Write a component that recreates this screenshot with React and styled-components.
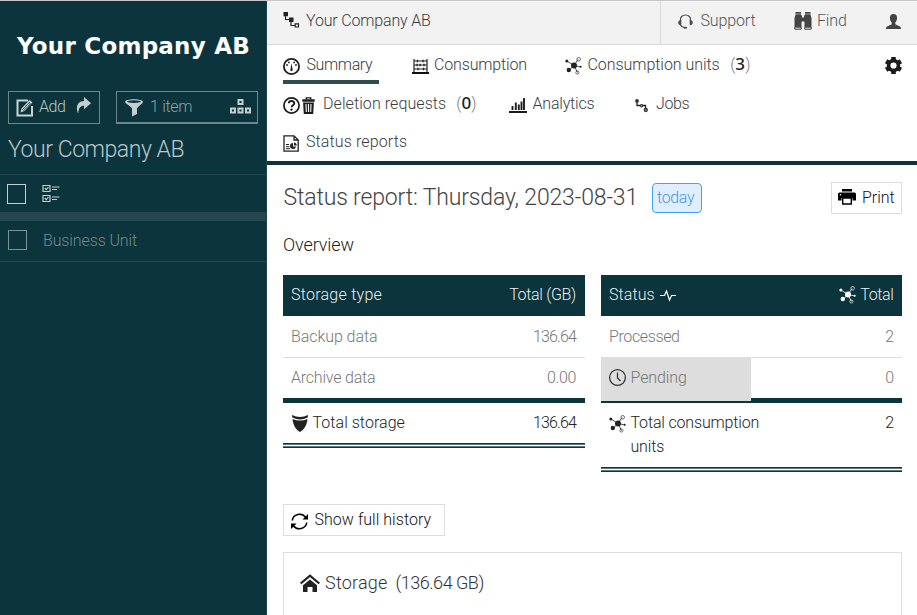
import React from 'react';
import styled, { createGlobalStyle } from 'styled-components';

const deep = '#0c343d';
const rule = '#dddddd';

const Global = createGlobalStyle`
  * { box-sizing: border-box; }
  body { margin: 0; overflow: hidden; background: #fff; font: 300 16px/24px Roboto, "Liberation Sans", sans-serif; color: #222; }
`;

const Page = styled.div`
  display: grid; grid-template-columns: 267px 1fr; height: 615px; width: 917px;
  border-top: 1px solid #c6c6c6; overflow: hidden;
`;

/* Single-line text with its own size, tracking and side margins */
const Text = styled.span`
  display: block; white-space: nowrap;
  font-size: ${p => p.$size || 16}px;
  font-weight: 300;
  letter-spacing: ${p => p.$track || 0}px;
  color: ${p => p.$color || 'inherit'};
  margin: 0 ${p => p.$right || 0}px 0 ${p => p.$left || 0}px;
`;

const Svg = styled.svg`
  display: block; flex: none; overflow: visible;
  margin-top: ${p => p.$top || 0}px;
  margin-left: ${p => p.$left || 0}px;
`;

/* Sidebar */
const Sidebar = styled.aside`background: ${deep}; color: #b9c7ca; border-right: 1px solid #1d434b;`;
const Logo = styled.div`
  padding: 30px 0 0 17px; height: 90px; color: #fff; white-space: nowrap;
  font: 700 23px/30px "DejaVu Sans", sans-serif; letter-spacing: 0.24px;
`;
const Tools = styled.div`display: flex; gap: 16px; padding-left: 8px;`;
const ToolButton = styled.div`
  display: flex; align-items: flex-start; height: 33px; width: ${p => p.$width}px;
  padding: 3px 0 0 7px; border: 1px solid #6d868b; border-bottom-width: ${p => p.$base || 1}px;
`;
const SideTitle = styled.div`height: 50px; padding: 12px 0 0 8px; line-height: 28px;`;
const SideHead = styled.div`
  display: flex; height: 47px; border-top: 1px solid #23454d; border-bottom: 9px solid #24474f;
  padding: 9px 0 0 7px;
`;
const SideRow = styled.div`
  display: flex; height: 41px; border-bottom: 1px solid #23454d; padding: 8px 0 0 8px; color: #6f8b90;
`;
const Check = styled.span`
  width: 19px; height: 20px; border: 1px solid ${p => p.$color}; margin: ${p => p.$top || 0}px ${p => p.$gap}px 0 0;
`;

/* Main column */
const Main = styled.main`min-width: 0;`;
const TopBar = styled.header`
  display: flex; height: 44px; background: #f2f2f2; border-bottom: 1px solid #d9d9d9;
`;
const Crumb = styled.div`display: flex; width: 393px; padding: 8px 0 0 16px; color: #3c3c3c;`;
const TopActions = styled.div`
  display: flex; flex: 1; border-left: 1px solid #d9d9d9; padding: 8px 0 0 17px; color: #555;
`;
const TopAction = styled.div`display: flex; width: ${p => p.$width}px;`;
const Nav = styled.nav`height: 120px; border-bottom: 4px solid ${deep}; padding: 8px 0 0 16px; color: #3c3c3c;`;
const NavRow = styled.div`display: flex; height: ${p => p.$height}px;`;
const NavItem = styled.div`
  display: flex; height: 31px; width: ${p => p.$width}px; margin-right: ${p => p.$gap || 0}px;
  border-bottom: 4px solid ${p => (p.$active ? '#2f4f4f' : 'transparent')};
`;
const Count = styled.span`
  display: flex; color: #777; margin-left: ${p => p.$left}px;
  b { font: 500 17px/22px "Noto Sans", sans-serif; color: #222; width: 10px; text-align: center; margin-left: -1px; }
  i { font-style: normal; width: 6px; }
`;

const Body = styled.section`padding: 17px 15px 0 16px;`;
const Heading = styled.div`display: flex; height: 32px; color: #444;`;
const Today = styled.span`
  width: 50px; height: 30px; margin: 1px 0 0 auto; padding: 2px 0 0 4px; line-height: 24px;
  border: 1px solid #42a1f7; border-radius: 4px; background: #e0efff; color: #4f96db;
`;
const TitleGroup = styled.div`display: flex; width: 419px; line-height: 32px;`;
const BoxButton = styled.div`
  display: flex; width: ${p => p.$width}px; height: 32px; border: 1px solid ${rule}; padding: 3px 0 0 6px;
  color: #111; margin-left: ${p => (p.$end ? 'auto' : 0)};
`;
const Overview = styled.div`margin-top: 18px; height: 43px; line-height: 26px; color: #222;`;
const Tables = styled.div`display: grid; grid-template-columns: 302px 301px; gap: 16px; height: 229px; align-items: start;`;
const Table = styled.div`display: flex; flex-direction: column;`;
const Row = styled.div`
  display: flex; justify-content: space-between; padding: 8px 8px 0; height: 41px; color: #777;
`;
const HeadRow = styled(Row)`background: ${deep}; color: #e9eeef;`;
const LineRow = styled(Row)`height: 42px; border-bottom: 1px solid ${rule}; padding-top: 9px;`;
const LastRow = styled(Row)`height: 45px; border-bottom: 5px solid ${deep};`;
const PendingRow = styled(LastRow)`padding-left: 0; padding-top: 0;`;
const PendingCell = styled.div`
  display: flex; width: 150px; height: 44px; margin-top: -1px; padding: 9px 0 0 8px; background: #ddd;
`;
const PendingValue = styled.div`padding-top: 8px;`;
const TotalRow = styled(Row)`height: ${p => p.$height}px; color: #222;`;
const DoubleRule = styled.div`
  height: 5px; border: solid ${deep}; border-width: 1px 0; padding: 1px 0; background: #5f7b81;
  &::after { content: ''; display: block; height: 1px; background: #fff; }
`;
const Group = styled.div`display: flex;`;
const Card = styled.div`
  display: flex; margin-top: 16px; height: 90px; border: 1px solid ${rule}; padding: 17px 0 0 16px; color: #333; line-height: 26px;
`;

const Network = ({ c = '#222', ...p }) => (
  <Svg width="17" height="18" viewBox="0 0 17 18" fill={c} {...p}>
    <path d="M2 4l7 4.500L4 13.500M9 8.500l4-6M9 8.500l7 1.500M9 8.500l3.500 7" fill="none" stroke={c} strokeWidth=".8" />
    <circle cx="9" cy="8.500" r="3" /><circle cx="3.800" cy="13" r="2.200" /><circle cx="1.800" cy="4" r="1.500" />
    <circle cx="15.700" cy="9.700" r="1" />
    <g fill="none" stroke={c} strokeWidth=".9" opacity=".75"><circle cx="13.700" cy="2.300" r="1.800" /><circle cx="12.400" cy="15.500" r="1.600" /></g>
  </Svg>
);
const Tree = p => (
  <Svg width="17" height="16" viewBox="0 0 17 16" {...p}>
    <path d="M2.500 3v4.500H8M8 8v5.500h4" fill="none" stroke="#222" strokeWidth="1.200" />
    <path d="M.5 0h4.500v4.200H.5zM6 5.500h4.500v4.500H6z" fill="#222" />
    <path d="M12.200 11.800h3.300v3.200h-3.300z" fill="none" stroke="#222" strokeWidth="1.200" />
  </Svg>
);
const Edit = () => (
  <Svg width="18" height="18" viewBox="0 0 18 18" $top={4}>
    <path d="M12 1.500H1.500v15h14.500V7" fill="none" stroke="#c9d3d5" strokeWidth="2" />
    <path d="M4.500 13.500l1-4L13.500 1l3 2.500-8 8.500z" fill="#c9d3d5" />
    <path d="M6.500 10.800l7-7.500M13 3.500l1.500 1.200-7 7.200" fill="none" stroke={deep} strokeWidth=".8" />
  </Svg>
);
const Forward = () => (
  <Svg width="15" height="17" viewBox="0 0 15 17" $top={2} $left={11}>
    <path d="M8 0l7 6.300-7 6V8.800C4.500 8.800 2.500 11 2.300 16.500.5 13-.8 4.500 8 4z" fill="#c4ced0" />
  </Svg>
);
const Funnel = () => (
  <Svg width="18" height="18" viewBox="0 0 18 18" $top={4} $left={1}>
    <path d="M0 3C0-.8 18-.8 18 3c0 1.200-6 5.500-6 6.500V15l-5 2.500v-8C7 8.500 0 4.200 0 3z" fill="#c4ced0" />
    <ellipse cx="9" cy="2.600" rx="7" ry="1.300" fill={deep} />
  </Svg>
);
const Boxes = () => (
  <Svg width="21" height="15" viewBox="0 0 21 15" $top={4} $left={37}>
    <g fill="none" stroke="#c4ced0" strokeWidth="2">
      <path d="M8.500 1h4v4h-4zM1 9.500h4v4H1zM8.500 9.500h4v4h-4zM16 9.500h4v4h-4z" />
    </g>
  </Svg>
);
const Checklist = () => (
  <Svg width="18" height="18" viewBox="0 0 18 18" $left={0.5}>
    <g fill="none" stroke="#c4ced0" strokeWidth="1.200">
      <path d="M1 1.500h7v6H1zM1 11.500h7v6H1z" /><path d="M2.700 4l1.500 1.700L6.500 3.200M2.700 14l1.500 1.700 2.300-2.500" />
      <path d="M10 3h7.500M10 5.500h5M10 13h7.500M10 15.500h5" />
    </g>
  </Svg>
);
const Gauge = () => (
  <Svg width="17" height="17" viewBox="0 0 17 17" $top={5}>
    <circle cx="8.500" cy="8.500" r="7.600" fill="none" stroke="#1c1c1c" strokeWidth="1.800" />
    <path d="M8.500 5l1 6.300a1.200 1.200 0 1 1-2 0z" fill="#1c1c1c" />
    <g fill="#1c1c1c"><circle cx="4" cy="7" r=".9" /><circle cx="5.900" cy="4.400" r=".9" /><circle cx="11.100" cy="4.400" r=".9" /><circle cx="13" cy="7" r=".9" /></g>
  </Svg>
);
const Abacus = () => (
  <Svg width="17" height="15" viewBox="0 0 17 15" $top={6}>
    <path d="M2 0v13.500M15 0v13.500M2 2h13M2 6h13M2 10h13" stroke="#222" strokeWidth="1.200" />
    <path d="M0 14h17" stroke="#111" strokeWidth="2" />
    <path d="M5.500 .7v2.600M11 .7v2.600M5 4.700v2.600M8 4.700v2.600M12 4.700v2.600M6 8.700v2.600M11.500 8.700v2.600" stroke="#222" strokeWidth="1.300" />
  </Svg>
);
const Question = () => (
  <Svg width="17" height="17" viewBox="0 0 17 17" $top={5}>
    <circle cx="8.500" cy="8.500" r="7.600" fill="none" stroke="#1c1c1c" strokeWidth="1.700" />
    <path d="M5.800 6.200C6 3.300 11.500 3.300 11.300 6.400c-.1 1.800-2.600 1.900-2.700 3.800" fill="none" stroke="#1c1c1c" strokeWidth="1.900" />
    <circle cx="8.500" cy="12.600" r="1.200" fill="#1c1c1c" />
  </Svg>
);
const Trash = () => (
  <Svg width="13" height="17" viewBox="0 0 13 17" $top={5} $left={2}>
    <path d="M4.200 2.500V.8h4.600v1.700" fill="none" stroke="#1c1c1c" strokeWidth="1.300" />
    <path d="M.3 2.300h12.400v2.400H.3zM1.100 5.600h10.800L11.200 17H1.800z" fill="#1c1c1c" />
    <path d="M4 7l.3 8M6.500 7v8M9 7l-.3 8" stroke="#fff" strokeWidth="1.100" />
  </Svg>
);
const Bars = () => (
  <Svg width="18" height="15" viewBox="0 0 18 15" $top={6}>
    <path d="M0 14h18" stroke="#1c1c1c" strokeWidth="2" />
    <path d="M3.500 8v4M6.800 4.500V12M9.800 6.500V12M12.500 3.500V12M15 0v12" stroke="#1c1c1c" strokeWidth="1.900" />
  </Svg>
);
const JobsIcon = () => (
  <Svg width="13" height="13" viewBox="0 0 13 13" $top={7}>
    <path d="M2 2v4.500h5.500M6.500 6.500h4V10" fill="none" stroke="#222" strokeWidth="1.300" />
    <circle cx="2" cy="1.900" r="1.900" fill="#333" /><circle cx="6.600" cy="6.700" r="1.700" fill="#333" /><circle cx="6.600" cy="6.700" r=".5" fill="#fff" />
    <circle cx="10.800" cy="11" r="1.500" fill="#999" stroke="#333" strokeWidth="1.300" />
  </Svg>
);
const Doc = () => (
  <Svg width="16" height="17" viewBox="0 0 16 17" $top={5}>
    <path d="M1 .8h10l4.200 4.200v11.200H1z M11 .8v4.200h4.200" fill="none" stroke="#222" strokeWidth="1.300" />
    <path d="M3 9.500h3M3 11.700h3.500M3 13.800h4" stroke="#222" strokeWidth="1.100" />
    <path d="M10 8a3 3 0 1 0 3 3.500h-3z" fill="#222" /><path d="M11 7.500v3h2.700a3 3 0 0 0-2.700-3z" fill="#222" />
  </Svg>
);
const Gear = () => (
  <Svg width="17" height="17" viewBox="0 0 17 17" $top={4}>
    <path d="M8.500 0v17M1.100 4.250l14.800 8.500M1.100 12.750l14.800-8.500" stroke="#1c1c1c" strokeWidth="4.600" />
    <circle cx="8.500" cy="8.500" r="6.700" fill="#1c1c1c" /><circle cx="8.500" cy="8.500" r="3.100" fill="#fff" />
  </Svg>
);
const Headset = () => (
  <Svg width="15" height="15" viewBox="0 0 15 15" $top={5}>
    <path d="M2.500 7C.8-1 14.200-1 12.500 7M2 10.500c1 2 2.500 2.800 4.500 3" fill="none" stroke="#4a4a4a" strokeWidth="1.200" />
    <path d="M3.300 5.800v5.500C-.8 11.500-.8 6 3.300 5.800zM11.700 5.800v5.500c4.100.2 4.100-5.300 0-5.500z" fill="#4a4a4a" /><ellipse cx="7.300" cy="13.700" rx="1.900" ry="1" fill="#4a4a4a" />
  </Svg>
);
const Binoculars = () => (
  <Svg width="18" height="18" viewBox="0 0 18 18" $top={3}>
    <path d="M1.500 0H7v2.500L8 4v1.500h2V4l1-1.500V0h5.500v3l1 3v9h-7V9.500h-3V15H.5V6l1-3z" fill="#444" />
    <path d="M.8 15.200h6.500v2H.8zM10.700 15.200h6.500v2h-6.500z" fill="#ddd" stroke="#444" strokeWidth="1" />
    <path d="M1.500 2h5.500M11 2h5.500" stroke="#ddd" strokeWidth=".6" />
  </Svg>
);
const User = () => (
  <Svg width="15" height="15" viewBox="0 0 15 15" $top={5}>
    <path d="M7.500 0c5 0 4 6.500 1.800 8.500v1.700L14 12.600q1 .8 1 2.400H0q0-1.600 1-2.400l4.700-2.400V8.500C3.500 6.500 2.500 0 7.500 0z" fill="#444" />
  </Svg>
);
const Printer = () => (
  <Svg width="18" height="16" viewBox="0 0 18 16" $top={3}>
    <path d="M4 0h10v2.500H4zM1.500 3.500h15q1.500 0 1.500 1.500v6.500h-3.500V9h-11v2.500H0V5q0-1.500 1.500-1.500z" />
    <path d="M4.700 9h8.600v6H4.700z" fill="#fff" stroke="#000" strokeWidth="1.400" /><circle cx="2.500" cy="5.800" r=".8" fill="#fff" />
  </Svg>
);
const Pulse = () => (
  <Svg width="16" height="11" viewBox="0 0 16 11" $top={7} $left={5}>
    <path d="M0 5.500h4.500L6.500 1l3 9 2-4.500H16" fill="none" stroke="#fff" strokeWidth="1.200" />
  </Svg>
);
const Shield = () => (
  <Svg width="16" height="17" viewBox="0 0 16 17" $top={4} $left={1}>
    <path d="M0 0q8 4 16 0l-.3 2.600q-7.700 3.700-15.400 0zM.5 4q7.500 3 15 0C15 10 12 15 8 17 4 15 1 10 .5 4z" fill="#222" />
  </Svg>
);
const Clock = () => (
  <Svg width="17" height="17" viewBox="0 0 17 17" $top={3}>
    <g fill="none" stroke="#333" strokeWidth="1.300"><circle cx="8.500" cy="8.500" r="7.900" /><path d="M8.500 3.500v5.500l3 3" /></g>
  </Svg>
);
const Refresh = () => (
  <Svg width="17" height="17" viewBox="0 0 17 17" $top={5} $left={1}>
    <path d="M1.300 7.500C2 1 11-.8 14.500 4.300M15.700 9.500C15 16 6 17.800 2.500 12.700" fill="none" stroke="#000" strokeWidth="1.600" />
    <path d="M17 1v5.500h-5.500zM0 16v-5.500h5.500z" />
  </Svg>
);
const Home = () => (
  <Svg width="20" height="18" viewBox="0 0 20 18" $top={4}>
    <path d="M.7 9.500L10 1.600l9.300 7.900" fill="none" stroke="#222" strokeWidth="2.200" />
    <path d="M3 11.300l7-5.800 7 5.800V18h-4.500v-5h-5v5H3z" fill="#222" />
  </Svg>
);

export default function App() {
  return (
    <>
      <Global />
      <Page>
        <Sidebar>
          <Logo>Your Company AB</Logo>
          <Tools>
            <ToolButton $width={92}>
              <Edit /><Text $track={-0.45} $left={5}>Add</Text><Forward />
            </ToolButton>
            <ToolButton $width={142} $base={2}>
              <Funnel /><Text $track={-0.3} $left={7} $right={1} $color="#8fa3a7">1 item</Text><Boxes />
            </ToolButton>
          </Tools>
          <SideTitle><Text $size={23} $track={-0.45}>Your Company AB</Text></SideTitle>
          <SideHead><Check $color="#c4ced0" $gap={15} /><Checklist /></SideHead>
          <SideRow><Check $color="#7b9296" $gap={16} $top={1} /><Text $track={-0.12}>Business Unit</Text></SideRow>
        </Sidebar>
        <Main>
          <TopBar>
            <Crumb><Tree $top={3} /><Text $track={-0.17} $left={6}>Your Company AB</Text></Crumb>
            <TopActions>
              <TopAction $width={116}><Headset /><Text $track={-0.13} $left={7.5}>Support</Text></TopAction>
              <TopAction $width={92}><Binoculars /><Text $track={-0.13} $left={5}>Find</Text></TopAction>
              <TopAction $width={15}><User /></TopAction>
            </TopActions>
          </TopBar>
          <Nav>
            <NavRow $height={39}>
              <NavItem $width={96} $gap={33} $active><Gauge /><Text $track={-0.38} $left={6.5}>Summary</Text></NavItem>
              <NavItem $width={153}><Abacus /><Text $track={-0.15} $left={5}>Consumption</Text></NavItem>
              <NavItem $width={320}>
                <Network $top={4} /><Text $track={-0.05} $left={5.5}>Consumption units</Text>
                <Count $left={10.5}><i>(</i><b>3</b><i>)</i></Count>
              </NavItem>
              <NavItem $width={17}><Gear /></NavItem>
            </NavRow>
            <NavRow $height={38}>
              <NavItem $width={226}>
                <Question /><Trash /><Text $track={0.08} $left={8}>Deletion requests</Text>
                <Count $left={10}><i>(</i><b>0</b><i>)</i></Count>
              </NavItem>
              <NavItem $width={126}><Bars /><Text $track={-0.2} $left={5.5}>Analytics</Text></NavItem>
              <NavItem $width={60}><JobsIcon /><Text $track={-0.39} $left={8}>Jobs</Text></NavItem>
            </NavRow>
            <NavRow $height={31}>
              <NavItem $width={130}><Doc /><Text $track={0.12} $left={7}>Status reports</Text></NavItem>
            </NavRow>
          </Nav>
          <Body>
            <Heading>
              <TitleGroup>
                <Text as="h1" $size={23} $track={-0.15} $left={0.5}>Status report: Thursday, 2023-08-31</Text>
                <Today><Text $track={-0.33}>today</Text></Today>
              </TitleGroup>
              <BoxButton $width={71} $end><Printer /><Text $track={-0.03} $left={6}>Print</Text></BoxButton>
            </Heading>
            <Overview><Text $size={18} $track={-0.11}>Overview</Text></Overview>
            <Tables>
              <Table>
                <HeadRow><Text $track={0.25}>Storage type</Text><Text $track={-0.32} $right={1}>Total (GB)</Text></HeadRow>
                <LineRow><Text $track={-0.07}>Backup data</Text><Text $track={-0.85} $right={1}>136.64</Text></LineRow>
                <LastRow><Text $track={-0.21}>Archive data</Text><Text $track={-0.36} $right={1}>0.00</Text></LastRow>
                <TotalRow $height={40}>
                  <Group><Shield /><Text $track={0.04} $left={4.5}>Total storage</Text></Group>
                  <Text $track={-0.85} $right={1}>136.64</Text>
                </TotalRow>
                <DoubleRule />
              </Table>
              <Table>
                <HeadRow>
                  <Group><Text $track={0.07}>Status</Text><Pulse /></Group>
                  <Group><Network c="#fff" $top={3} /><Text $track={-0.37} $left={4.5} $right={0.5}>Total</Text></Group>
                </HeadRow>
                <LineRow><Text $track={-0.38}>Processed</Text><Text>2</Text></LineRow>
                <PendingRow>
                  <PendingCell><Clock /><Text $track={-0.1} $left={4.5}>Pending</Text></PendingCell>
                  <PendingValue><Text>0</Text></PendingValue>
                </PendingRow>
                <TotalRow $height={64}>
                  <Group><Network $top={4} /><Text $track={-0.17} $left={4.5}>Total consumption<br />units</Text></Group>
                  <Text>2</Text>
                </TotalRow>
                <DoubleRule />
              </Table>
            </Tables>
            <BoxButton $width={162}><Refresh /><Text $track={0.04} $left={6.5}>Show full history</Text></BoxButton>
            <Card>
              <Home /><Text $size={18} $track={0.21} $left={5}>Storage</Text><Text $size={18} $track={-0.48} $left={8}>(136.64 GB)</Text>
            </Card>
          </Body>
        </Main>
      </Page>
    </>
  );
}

————

Task statement: Only the number is wanted: how many lines of the material contain the word "React"?

The completed task: 2